#### Request:
In the data that follows, count the lines in which the word "components" occurs, and report that figure alone.

Dataset rows
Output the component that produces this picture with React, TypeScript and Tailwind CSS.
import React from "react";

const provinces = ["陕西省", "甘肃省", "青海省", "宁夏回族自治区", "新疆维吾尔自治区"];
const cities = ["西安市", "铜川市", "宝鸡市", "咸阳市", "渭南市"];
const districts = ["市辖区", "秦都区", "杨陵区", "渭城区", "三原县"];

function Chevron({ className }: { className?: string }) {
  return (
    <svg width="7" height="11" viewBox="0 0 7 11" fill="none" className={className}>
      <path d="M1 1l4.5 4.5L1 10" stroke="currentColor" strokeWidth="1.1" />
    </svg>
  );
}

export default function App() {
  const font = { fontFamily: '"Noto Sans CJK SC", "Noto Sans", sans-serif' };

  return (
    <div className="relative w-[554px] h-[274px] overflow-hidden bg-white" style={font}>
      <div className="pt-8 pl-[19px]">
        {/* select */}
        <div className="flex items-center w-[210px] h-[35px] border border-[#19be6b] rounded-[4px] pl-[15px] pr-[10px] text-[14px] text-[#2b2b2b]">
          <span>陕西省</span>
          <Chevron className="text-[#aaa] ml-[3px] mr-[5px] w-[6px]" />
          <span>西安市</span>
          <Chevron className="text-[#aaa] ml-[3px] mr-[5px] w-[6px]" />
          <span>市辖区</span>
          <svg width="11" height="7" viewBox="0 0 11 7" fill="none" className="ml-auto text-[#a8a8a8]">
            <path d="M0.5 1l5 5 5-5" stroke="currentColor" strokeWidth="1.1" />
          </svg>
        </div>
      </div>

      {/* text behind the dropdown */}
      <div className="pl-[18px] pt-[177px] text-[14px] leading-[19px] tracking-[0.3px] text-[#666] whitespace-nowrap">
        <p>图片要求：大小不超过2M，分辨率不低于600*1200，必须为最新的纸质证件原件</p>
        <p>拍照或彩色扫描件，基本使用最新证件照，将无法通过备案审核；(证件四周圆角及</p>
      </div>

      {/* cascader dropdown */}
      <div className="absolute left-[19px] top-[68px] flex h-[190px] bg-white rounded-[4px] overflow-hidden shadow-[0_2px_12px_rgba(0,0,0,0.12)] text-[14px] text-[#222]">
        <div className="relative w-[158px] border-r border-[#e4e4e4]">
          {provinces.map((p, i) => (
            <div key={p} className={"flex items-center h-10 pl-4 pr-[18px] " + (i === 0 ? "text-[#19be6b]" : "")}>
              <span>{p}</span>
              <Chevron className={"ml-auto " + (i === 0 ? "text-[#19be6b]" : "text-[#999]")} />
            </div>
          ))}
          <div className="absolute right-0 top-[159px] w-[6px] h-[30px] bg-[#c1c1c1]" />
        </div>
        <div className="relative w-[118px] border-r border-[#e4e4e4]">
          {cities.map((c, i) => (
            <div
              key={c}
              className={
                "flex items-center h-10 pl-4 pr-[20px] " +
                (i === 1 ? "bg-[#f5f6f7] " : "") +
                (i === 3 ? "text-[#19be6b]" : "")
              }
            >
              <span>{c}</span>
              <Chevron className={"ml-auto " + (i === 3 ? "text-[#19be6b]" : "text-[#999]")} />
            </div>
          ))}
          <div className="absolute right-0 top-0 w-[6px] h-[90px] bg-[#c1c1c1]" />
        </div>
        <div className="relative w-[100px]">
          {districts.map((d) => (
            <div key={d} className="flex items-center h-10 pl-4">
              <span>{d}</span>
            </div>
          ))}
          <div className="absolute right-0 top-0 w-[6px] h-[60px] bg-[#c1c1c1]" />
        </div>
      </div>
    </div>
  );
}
...
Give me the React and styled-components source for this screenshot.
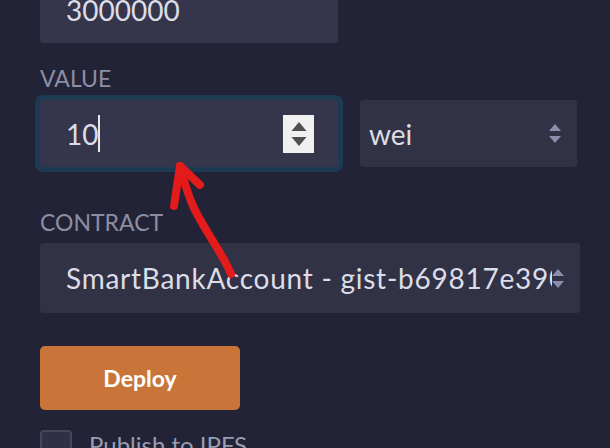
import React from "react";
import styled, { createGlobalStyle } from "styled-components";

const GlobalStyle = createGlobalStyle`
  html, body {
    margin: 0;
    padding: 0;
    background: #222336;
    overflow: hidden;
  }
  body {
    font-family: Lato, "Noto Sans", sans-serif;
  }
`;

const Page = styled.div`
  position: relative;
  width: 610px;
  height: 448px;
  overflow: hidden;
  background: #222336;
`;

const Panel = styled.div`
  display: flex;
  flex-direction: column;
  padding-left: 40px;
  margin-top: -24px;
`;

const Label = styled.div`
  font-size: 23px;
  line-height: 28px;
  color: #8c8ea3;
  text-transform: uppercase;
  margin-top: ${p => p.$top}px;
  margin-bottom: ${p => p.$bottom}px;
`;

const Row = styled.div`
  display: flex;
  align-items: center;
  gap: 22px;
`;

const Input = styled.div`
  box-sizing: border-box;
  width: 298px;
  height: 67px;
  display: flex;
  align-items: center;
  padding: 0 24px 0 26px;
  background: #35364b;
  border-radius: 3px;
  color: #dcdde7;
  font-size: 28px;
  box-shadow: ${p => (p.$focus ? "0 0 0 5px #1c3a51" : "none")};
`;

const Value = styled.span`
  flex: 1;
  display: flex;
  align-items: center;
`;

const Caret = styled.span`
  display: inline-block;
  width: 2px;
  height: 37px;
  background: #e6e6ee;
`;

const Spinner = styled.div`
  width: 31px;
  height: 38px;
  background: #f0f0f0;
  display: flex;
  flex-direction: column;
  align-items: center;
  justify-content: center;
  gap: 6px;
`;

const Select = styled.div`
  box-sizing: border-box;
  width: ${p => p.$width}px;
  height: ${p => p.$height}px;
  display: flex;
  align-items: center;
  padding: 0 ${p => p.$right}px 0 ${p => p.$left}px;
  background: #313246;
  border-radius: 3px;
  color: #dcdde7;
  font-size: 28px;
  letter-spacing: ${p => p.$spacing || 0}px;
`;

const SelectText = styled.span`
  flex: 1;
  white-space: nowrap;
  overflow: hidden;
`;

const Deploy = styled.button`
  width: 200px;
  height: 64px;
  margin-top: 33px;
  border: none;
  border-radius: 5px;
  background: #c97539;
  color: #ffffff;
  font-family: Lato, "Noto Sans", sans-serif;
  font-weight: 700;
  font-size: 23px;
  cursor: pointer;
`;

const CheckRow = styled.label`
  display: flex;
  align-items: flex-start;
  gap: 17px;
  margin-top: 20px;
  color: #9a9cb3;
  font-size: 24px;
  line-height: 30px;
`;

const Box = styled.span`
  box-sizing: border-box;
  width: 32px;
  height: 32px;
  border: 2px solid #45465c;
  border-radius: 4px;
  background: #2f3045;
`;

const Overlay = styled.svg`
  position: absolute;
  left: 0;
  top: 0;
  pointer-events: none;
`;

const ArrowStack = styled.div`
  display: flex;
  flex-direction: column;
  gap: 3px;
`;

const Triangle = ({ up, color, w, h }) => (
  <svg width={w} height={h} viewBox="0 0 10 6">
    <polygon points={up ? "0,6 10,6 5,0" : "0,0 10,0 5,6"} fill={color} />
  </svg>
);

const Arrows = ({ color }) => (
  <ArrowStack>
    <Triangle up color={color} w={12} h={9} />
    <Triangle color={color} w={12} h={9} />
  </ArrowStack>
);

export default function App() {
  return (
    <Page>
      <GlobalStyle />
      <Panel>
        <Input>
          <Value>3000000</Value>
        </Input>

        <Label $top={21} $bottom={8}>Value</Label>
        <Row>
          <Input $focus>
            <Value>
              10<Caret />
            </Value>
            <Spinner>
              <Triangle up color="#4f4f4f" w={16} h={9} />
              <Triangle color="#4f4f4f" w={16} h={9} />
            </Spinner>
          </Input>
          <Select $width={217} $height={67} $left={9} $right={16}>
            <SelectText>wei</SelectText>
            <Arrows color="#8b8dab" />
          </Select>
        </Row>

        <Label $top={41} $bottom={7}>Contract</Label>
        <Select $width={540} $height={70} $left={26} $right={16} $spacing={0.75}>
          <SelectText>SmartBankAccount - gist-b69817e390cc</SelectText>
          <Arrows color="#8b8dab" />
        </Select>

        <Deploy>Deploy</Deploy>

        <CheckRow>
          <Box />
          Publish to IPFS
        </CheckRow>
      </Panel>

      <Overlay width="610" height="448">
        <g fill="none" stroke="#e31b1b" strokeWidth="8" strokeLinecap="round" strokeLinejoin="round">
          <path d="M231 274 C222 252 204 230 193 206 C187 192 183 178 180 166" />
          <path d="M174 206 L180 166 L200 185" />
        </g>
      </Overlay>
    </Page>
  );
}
--
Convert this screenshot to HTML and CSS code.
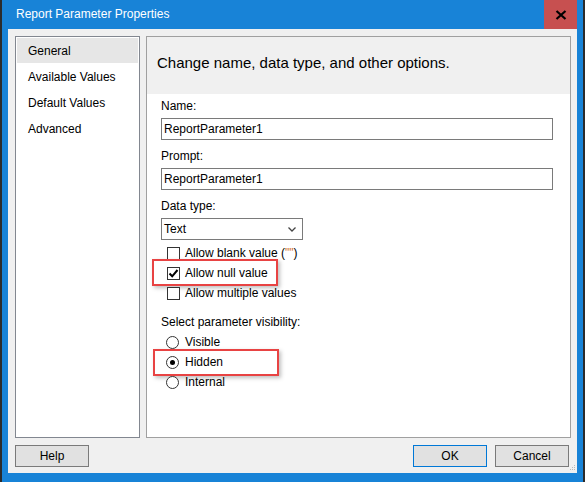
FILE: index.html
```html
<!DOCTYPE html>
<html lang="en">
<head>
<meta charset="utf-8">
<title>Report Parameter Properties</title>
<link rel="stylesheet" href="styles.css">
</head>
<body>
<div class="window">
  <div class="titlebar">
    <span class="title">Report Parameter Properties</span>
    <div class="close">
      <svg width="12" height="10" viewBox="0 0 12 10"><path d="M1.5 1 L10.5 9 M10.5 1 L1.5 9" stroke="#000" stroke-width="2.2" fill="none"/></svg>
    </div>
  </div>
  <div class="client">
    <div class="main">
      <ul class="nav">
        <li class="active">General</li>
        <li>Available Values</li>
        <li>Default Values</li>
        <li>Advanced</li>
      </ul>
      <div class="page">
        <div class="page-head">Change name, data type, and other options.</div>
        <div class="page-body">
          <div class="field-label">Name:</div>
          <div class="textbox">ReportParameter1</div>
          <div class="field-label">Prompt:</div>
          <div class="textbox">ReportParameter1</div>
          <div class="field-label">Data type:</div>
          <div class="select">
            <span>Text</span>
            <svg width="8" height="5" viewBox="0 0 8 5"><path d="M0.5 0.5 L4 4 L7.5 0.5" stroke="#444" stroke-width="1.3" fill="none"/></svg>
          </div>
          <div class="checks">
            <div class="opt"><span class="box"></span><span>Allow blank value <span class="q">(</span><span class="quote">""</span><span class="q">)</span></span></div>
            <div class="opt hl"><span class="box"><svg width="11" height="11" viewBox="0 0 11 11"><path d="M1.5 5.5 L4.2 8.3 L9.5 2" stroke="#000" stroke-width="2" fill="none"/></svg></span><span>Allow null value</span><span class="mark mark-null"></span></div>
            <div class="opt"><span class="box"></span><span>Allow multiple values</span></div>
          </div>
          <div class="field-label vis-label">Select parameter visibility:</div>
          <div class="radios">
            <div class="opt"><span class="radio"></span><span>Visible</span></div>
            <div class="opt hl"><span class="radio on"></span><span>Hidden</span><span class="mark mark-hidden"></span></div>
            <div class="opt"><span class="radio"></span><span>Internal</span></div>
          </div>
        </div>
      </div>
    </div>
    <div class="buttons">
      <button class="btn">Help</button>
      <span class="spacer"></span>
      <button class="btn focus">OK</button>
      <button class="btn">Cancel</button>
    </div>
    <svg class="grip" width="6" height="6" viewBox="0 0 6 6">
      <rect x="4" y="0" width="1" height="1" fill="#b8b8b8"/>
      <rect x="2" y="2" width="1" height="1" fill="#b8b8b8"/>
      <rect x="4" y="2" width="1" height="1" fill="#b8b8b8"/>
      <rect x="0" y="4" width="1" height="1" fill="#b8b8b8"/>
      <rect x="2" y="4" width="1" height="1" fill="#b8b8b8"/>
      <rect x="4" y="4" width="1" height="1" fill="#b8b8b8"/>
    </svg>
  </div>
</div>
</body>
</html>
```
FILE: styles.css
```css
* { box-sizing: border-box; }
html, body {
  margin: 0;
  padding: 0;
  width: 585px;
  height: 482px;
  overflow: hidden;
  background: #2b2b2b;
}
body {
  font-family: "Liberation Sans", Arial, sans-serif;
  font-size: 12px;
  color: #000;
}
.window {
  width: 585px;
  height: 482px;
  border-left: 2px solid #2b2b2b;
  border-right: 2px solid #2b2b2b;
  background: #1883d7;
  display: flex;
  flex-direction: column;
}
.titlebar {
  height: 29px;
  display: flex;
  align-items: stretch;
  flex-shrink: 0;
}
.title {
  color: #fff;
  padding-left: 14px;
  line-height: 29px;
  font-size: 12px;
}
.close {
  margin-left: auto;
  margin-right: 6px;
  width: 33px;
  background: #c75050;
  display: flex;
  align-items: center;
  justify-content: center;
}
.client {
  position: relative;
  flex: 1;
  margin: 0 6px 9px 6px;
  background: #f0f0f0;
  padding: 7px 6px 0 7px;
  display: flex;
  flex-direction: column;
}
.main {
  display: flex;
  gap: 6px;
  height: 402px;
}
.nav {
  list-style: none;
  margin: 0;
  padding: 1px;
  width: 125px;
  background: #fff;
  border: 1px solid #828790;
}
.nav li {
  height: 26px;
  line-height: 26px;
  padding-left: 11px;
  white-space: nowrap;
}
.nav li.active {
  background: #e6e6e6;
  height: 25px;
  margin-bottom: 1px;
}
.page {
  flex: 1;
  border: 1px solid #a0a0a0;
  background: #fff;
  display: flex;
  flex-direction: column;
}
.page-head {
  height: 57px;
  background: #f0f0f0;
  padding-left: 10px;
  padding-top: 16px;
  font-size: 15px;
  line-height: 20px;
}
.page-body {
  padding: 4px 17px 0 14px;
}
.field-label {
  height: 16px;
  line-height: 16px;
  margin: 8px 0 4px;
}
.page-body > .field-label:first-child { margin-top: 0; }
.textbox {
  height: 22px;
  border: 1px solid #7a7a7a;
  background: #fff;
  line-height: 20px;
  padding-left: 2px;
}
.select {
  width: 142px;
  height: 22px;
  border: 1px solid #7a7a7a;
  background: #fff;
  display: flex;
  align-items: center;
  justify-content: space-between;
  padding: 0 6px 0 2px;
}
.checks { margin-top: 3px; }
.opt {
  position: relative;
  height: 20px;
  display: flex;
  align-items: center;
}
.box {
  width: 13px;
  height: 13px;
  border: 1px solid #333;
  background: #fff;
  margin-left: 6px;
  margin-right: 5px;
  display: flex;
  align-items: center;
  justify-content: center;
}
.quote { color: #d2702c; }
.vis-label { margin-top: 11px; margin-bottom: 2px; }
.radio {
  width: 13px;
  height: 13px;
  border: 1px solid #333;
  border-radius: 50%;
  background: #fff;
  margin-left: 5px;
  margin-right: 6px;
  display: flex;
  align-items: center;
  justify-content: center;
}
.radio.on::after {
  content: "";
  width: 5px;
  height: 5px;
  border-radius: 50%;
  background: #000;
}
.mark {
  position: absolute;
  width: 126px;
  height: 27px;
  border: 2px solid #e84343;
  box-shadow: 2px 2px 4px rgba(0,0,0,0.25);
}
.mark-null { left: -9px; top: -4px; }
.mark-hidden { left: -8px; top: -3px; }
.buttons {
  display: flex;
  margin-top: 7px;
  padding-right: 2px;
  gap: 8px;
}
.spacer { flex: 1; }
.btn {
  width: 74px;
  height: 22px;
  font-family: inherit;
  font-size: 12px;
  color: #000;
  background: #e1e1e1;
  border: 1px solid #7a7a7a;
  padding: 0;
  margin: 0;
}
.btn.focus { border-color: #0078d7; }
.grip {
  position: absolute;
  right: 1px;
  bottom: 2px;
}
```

#### Exercise response:
2